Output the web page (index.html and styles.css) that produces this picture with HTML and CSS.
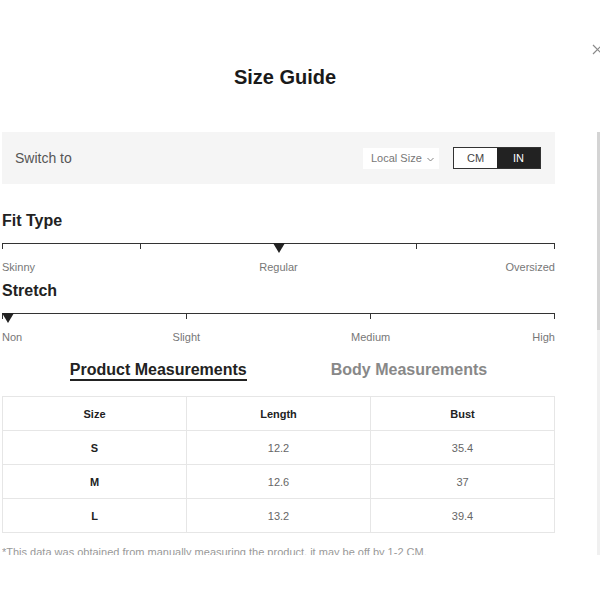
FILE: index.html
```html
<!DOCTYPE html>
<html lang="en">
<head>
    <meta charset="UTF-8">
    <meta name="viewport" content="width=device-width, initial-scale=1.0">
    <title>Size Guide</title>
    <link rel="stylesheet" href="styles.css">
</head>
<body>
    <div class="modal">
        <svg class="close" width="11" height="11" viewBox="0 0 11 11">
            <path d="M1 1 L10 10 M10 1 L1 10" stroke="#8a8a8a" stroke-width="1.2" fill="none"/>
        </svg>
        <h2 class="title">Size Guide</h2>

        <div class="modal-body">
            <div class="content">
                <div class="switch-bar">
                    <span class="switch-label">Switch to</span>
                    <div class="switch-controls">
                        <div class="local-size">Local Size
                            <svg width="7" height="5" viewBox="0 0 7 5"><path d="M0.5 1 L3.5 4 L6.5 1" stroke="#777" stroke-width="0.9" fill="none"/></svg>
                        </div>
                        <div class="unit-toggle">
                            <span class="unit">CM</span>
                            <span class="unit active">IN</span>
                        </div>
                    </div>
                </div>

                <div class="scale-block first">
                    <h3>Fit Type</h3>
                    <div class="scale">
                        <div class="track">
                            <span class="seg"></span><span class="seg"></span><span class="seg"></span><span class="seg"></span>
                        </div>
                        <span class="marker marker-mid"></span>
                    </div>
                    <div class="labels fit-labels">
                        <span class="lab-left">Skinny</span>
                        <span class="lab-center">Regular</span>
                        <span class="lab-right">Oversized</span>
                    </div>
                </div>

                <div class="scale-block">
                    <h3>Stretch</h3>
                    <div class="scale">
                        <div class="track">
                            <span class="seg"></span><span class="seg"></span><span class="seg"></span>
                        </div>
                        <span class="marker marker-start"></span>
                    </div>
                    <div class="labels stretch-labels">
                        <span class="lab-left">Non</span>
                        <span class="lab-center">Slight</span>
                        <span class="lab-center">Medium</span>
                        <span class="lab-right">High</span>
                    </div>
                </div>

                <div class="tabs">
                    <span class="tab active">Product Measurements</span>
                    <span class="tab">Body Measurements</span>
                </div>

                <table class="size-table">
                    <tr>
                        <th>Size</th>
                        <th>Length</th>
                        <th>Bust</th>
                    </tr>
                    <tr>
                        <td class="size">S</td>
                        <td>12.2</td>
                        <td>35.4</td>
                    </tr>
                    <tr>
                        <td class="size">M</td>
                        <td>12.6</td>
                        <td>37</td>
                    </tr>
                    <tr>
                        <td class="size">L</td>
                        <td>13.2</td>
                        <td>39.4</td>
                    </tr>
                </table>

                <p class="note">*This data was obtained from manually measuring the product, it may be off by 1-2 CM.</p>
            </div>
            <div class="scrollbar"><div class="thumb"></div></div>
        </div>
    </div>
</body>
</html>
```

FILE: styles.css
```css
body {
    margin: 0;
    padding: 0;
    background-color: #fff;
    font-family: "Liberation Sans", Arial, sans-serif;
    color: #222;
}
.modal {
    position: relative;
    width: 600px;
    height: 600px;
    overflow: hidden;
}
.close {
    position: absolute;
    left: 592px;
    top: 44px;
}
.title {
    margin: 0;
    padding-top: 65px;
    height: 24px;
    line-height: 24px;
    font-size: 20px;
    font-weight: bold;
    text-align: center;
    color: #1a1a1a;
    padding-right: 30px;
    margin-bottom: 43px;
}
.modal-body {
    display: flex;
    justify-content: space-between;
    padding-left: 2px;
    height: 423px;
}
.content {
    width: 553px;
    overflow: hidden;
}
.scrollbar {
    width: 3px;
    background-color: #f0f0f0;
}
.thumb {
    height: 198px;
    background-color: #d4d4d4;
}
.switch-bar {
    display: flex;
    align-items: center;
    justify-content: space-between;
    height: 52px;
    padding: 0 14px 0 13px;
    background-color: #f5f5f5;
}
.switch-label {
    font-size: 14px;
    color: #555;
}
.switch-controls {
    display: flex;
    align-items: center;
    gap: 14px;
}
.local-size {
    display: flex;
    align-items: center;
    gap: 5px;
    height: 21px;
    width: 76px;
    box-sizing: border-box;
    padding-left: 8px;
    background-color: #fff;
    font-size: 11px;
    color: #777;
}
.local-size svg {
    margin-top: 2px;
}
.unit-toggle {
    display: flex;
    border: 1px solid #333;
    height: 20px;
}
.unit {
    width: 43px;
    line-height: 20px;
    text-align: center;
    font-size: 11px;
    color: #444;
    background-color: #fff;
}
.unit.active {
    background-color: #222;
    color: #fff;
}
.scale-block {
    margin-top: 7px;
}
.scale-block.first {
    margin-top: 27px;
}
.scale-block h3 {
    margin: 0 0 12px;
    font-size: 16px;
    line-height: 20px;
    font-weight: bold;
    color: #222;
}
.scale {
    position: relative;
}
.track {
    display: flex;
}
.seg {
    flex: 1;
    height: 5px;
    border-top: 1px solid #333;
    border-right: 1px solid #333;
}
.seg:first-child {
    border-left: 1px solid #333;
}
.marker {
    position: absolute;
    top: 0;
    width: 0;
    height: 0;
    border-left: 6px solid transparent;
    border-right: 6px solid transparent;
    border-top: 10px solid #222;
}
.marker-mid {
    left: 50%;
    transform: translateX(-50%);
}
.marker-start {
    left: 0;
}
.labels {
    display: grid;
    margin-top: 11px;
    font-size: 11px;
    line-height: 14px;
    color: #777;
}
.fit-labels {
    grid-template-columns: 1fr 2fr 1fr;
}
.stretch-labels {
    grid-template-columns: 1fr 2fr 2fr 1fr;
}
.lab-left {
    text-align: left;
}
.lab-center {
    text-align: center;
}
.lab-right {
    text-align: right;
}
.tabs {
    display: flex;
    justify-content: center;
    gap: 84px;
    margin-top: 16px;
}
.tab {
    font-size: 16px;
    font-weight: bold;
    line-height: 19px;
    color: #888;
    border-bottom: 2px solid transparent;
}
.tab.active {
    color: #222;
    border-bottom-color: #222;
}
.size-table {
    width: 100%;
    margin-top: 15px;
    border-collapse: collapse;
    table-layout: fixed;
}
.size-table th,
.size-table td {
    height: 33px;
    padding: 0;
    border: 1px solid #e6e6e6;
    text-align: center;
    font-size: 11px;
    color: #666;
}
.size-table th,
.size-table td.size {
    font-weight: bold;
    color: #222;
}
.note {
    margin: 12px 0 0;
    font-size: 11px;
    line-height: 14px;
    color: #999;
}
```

==

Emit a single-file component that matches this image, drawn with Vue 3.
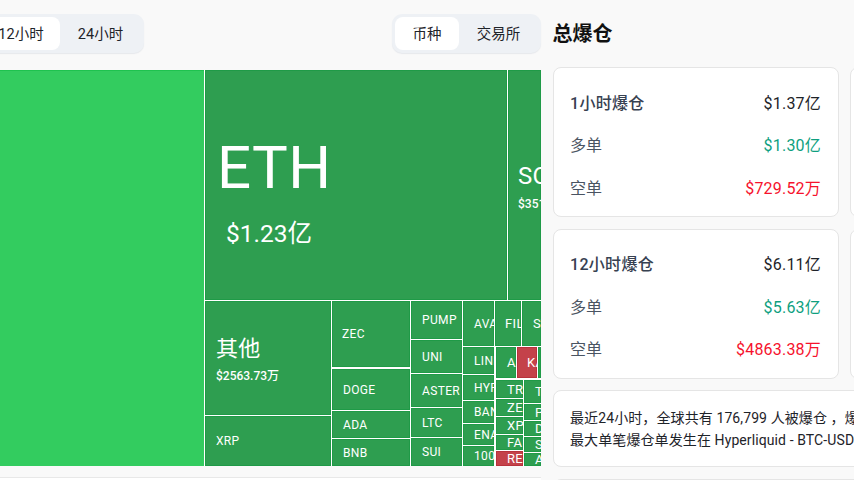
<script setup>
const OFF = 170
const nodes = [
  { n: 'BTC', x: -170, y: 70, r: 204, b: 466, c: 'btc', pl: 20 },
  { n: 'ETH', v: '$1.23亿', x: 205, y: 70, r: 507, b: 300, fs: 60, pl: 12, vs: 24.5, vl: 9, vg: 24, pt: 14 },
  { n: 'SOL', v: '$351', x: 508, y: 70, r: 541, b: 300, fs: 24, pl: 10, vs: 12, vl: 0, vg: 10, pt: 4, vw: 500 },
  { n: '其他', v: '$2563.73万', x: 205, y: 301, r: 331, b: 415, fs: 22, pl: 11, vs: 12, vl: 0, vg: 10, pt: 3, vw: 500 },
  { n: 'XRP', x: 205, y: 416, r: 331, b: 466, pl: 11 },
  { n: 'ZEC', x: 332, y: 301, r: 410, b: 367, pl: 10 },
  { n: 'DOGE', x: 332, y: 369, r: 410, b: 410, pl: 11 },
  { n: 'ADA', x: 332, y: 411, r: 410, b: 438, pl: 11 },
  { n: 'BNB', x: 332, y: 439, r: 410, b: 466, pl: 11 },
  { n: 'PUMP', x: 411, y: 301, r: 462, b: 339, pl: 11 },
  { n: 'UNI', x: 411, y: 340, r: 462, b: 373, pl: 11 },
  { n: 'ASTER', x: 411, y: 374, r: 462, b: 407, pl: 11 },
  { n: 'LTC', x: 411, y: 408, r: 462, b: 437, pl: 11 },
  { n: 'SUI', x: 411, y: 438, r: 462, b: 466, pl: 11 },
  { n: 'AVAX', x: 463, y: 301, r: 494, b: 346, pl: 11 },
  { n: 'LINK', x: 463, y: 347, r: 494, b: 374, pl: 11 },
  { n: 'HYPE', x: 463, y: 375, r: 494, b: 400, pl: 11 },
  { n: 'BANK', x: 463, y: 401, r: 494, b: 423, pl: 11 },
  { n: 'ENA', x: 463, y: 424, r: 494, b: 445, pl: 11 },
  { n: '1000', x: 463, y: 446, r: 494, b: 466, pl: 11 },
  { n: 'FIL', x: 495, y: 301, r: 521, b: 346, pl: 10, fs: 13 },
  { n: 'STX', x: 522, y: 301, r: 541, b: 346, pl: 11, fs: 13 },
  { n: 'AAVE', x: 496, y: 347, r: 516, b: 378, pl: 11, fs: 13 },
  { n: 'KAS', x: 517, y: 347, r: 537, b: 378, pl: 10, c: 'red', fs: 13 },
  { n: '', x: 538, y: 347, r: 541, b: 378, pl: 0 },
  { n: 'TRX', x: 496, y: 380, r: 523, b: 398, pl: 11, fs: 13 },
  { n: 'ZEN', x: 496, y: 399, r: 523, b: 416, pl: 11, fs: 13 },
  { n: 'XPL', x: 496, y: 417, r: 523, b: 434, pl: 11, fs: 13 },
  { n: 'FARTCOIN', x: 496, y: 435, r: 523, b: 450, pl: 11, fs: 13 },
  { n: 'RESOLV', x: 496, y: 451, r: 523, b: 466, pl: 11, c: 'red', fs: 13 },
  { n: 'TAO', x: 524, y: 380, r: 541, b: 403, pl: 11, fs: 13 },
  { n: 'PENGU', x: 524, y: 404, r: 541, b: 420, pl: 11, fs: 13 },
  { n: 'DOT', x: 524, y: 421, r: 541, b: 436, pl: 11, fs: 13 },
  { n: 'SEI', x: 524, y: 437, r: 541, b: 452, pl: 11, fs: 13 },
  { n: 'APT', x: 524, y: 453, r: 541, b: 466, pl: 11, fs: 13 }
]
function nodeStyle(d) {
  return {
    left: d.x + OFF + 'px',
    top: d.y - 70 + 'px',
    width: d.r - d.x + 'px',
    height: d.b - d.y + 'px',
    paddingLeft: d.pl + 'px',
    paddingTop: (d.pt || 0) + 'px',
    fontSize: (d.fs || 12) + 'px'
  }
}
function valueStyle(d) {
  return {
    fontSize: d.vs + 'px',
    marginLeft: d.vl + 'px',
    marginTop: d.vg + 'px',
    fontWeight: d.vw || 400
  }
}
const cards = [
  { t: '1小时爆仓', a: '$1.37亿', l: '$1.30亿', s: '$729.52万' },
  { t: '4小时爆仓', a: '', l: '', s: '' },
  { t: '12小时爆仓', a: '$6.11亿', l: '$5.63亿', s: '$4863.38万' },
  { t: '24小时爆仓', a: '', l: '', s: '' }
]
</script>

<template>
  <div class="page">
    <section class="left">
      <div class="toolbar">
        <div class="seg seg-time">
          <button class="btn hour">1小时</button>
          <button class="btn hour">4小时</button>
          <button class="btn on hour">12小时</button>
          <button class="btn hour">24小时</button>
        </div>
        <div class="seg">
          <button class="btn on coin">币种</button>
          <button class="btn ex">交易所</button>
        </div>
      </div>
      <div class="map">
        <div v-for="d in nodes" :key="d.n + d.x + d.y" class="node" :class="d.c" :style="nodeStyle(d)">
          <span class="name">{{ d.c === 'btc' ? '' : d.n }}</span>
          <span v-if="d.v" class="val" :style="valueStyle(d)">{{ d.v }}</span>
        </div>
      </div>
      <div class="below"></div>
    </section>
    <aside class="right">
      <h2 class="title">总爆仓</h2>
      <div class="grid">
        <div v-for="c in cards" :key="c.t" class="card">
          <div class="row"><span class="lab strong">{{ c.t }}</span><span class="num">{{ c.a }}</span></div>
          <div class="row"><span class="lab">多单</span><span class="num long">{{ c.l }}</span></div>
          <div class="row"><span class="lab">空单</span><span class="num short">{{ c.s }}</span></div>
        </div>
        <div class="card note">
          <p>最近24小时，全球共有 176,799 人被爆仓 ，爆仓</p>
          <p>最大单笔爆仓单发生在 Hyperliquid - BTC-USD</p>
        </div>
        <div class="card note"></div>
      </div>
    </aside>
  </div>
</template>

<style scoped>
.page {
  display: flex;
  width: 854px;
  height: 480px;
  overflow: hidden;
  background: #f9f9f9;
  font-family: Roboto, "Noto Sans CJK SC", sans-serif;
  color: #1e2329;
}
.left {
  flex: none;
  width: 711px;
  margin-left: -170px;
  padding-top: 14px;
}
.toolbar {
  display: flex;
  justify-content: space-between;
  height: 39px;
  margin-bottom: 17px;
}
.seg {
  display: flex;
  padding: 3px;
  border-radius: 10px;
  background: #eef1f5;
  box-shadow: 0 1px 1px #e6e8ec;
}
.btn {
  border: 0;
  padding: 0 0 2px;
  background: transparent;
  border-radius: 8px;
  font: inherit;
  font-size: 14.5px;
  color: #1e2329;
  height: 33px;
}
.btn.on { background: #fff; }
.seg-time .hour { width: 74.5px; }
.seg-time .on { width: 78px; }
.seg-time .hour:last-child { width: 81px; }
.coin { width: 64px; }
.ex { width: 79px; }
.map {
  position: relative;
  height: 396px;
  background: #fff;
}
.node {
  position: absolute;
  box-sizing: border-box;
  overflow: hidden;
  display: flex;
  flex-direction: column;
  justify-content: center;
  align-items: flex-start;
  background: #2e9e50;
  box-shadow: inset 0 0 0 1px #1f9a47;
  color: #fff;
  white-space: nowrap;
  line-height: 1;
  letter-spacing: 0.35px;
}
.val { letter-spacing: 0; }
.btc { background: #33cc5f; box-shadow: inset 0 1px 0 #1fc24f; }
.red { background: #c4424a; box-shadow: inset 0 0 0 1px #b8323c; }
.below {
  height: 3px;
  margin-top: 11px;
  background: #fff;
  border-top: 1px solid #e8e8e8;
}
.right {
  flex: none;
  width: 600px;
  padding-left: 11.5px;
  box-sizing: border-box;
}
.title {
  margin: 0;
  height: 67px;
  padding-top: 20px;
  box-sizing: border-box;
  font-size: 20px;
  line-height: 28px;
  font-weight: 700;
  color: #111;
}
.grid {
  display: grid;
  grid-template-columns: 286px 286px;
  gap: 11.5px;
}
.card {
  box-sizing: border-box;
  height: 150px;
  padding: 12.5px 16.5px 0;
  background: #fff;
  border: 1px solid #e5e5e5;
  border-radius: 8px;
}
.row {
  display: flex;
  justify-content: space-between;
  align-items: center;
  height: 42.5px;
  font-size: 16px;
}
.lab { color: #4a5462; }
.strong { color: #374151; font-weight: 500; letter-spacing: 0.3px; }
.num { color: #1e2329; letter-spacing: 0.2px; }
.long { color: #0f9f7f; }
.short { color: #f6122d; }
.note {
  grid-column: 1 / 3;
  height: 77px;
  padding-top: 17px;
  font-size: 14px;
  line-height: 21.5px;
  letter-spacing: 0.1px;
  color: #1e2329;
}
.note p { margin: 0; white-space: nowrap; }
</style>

- STATED TASK -
Select every line of the material above holding the word "that" and copy it.

- OUTPUT FOR THIS TASK -
Output the web page (index.html and styles.css) that produces this picture with HTML and CSS.
Emit a single-file component that matches this image, drawn with Vue 3.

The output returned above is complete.